Locate the word "page" in the data below, then copy every line that holds it.

- Data segment
────────────────────

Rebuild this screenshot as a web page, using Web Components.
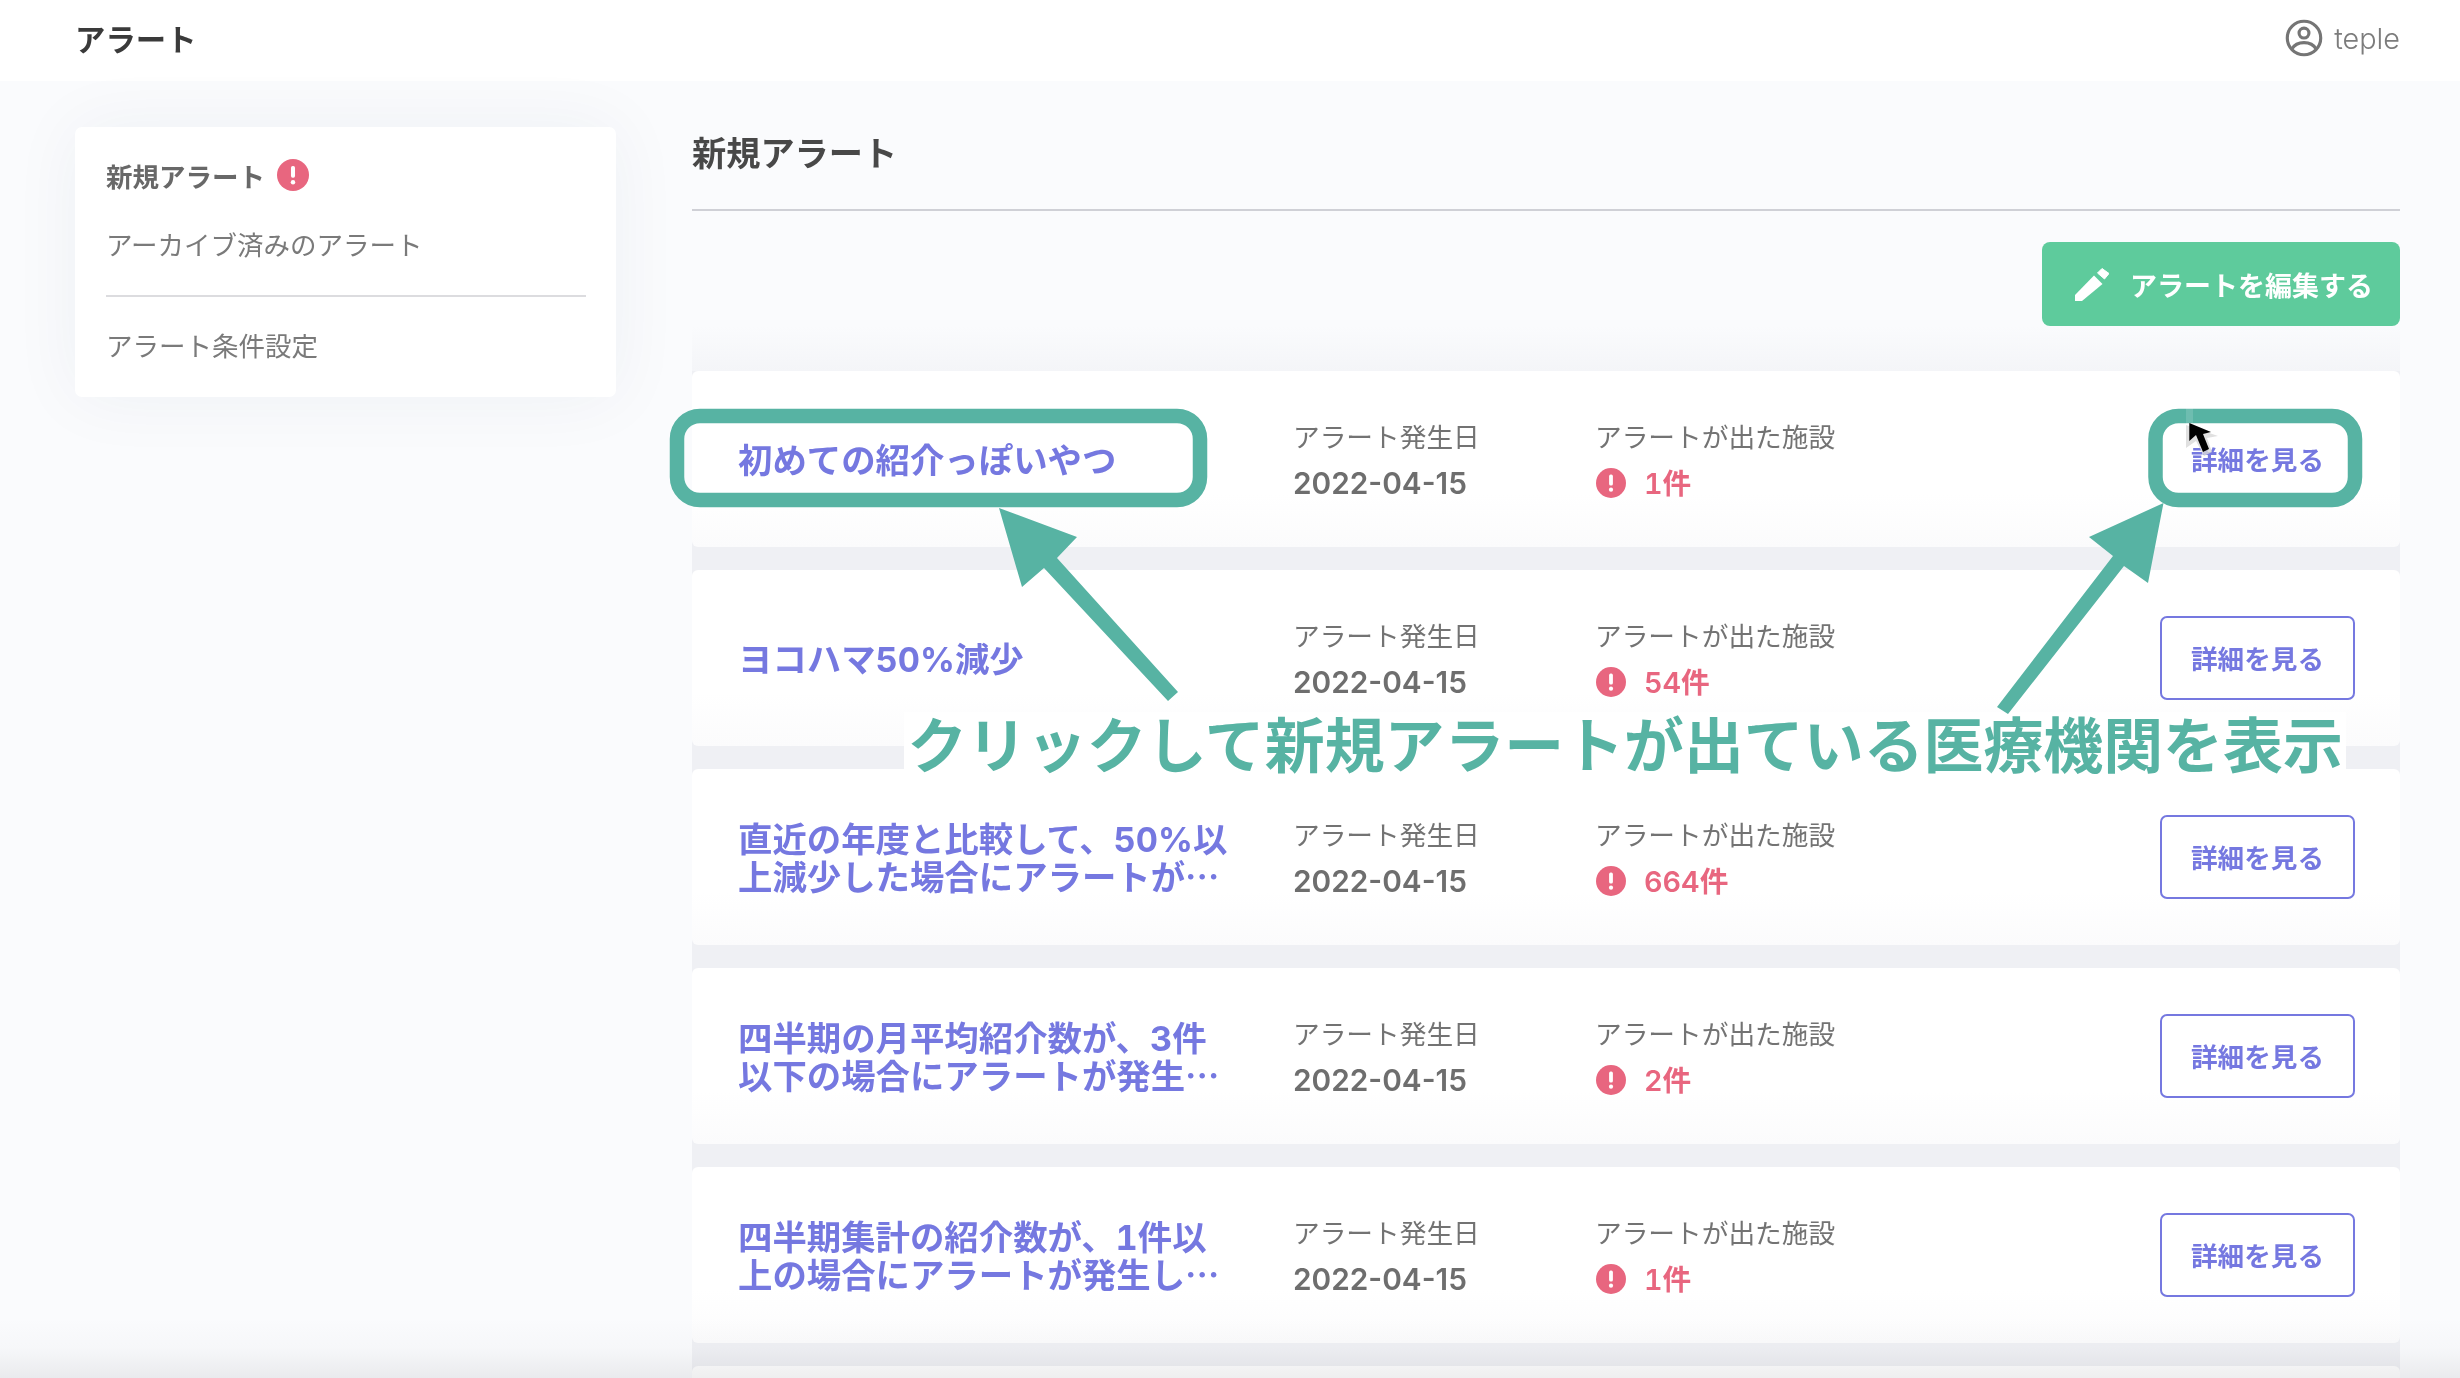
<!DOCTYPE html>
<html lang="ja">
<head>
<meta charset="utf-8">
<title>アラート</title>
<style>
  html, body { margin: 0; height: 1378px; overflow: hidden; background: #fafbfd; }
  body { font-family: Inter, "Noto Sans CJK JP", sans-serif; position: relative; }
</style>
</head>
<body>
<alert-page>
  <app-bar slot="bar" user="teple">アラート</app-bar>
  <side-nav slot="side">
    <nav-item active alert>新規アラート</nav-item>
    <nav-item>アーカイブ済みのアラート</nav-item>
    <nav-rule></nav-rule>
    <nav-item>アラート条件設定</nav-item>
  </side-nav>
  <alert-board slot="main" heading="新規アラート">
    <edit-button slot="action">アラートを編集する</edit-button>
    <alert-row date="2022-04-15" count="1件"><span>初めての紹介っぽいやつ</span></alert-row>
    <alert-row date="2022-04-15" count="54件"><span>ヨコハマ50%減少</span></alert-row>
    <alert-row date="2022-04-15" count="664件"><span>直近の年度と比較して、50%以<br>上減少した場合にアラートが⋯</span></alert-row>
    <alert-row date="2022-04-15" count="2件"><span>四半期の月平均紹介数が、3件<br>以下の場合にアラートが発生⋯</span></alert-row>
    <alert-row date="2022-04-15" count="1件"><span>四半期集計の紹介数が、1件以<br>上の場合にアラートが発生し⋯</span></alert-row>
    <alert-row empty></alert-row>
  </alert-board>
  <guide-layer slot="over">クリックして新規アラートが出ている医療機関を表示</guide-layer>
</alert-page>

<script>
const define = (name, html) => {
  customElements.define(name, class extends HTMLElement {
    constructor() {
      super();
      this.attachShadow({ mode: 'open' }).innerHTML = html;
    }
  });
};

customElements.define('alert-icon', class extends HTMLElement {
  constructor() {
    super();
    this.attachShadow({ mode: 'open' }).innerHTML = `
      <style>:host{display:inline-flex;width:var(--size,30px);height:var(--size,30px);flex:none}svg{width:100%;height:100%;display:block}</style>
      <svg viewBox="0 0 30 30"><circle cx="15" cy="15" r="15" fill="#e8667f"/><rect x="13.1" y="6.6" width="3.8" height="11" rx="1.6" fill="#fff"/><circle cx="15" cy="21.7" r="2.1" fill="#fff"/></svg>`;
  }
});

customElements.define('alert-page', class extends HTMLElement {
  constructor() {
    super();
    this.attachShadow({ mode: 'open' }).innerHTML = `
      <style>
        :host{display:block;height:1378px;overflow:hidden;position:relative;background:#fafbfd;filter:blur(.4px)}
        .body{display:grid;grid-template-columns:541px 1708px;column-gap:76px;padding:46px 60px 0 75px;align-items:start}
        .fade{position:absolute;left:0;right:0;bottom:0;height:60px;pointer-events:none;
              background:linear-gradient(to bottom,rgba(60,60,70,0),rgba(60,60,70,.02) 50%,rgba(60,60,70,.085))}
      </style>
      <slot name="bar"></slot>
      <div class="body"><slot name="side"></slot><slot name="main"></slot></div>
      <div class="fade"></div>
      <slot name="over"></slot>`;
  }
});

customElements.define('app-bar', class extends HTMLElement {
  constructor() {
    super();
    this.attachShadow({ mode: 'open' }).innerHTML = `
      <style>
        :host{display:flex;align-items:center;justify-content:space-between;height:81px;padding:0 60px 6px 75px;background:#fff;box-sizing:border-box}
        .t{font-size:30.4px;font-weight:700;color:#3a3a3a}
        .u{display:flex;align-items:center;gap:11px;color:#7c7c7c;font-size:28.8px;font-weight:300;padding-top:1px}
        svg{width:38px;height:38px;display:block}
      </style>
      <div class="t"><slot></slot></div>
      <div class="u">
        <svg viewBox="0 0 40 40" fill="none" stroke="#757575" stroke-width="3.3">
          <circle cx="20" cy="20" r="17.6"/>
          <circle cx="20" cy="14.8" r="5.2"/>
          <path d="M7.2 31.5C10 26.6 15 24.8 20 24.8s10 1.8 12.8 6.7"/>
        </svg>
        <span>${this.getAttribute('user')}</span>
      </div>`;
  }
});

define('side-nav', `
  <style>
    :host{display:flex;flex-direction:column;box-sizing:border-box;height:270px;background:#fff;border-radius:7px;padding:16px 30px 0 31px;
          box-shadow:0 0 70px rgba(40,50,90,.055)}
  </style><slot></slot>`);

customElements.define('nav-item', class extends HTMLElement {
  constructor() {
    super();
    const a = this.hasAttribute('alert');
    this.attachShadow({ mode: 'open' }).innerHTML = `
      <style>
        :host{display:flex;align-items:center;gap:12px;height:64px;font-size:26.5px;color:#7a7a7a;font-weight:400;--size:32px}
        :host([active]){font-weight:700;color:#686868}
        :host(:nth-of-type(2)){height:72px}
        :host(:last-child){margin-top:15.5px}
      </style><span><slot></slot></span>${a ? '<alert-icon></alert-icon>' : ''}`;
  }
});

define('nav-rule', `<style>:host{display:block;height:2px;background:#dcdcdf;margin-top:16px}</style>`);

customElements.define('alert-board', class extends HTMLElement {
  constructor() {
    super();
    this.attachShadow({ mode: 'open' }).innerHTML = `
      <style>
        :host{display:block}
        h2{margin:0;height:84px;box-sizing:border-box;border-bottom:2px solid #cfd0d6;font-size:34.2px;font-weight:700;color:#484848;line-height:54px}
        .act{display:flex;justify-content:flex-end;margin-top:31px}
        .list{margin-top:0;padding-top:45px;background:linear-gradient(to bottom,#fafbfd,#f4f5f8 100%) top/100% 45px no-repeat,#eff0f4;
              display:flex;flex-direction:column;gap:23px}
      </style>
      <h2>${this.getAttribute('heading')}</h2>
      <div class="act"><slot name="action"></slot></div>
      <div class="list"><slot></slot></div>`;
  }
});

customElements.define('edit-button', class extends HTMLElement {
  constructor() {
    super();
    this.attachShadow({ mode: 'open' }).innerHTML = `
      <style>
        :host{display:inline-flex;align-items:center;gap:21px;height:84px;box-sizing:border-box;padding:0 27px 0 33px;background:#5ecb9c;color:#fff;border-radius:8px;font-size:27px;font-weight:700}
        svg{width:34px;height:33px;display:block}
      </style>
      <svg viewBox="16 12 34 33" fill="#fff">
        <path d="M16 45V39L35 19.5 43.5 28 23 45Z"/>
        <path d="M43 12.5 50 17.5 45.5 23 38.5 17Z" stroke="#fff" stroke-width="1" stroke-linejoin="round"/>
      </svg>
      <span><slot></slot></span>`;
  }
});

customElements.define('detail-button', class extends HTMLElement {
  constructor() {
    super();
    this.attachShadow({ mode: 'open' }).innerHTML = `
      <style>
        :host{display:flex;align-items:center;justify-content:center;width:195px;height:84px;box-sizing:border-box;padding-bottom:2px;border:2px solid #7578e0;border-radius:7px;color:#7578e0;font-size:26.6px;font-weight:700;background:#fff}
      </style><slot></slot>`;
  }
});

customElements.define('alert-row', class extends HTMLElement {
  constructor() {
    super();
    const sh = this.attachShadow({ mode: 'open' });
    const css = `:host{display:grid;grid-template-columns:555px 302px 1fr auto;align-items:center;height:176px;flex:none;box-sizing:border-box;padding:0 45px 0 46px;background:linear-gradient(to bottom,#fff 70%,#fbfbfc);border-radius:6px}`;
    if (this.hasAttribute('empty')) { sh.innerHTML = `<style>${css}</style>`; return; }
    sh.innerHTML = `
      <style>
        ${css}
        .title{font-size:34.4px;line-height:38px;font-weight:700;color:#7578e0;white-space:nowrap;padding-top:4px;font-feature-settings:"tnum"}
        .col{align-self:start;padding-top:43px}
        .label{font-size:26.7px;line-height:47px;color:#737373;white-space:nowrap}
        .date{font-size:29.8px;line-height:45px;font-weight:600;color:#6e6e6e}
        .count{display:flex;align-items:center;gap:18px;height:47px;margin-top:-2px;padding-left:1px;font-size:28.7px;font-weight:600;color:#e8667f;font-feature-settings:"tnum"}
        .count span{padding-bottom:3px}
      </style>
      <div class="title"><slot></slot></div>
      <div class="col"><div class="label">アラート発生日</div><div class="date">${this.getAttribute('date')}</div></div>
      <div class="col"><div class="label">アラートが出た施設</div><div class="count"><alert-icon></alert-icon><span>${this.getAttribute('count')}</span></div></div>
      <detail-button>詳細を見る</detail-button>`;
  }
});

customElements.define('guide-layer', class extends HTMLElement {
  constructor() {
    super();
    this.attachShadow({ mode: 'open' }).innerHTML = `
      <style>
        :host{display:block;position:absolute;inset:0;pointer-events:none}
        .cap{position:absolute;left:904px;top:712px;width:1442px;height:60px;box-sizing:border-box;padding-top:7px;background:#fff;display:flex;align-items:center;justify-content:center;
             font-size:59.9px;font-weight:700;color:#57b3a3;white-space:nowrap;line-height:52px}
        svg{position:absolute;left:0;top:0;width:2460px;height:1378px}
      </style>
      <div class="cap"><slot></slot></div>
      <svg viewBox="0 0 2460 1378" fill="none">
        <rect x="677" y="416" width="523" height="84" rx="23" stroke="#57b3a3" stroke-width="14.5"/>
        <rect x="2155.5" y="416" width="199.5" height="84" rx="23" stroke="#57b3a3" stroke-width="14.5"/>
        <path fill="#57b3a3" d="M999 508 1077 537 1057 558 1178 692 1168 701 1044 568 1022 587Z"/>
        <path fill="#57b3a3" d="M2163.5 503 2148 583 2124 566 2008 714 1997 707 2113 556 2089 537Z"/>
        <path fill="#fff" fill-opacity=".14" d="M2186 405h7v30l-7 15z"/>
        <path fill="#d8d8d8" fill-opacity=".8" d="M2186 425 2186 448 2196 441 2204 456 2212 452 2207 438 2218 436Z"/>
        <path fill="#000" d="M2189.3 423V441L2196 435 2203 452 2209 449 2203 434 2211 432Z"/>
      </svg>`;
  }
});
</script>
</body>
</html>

────────────────────

- Final result
Rebuild this screenshot as a web page, using Web Components.
<alert-page>
</alert-page>
customElements.define('alert-page', class extends HTMLElement {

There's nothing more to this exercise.